18. How would you compare the distributions of two different datasets?
- Comparing Distributions:
- Boxplots: Visual comparison of the spread, central tendency, and outliers of two datasets. Boxplots provide a clear representation of the range, quartiles, and median.
- Histograms: Visual comparison of the shape, spread, and skewness of distributions. Histograms show the frequency of data points in each bin, helping to identify patterns like normality, skewness, or bimodality.
- Descriptive Statistics: Comparing measures like the mean, median, standard deviation, and IQR. These statistics provide numerical insights into the central tendency and variability of each dataset.

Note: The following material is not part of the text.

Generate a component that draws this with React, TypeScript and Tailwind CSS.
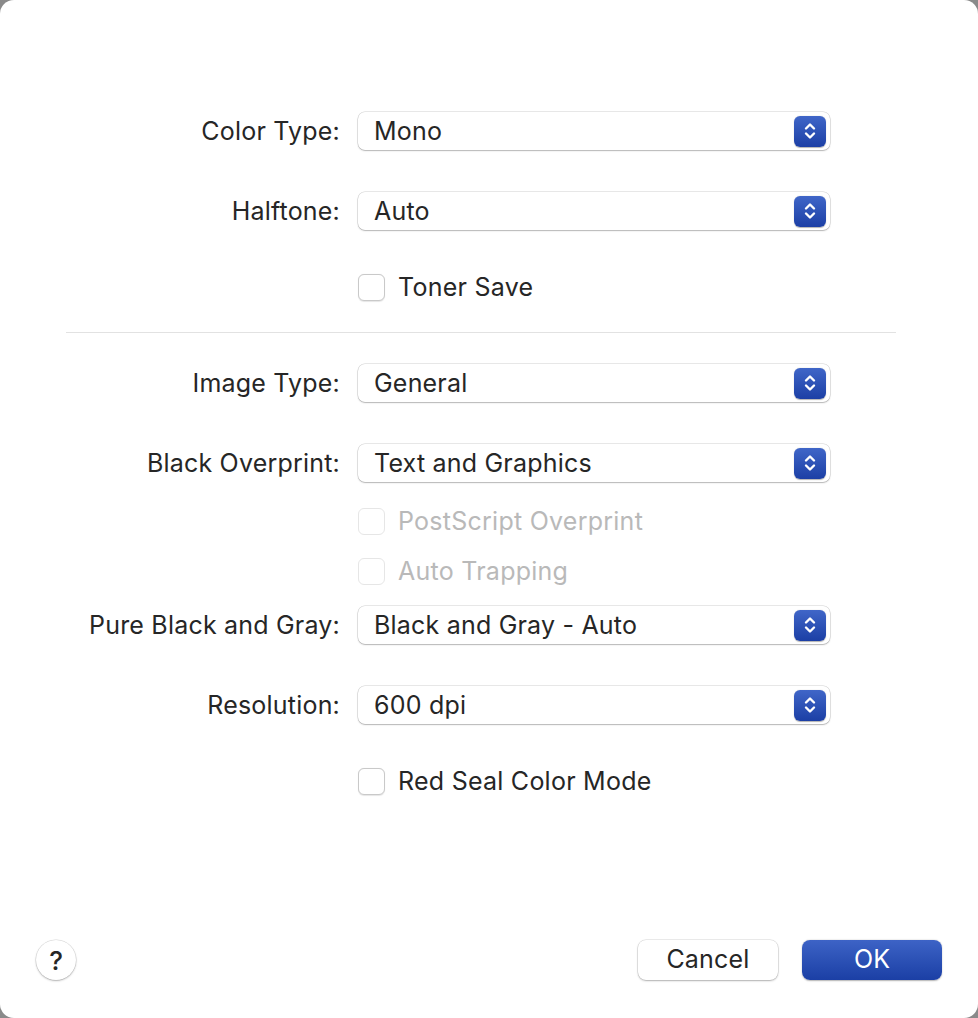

Comparing distributions helps in understanding differences in the datasets, such as variability, central tendency, and presence of outliers, and is crucial in statistical analysis.
19. Describe the relationship between variance and standard deviation.
- Variance and Standard Deviation:
- Variance: Represents the average of the squared differences from the mean, providing a measure of how spread out the data points are. However, it’s in squared units, which can make interpretation difficult.
- Standard Deviation: The square root of the variance, bringing the measure back to the original units of the data. It represents the average distance of each data point from the mean.
The relationship is that standard deviation is simply the square root of variance. Both are measures of variability, but standard deviation is more interpretable because it’s in the same units as the data, making it easier to understand the spread in context.
20. How is a mode useful when analyzing categorical data?
- Mode in Categorical Data: The mode is the most frequent category or value in a dataset, making it particularly useful when dealing with categorical (nominal or ordinal) data. For example:
- Survey Responses: In a survey about preferred programming languages, the mode would identify the most popular choice.
- Customer Feedback: If you categorize customer feedback into themes, the mode would tell you which theme occurs most frequently.